These ideas are being used a lot, but I cannot justify why they are correct:
If M is a matroid and $T$ a subset of $E(M).$ Then $$(a)\ cl(T) = T \cup \{e \in E(M) - T: e \text{ is a loop of M/T}\}.$$ and $$(b)\ cl^* (T) = T \cup \{e \in E(M) - T: e \text{ is a coloop of M\T}\}.$$
I know the following:
$(i)\ cl_{M\setminus T}(X) = cl_M(X) - T.$
$(ii)\ cl_M(X) = \{ x \in E : r(X \cup x) = r(X)\}.$
$(iii)\ cl_{M/T}(X) = cl_M(X \cup T) - T \text{ for all X \subseteq E - T.}$
And I know the properties of the closure operator. I also know that $M \setminus e = M/e$ iff $e$ is a loop or a coloop of $M.$
Any explanation will be greatly appreciated.

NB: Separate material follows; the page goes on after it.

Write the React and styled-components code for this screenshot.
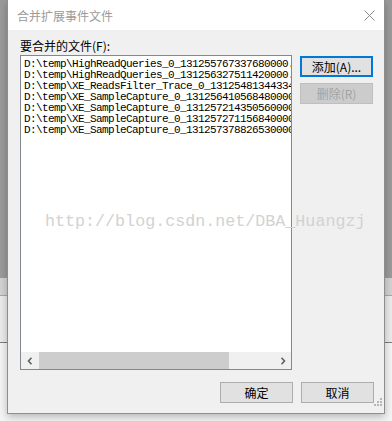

First, $\operatorname{cl}_M(X)=\{x∈E:r(X∪x)=r(X)\}$ is usually taken to be the definition of the closure operator. Recall that a loop in a matroid is an element $e$ such that $r(\{e\})=0$.
Let $T\subseteq E(M)$. For part $(a)$ we want to show that the elements $e\in E(M)-T$ such that $e$ is a loop in $M/T$ are exactly the elements outside $T$ we can add to $T$ without increasing the rank of $T$. Recall that for any $S\subseteq E(M)-T$, $$r_{M/T}(S) = r_M(S\cup T)-r_M(T).$$ Letting $S=\{e\}$, this gives
$$r_{M/T}(\{e\}) = r_M(\{e\}\cup T)-r_M(T).$$
We are now ready to prove the assertion. It is clear that $T\subseteq \operatorname{cl}_M(T)$. Now, if $e$ is a loop in $M/T$, then $r_{M/T}(\{e\}) = 0$, so the above equation yields $ r_M(\{e\}\cup T) = r_M(T)$, i.e., $e\in \operatorname{cl}_M(T)$. Similarly, if $e\in \operatorname{cl}_M(T)$ either $e\in T$, or $e\in E(M)-T$ and $r_M(\{e\}\cup T) = r_M(T)$. This implies $r_{M/T}(\{e\}) = 0$ by the above equation, i.e., $e$ is a loop in $M/T$.
Now, $(b)$ is exactly the dual statement of $(a)$, since $(M/T)^* = M^*\backslash T$, and loops and coloops are dual notions. This occurrence of two statements dual to each other is a common occurrence in the theory of matroids.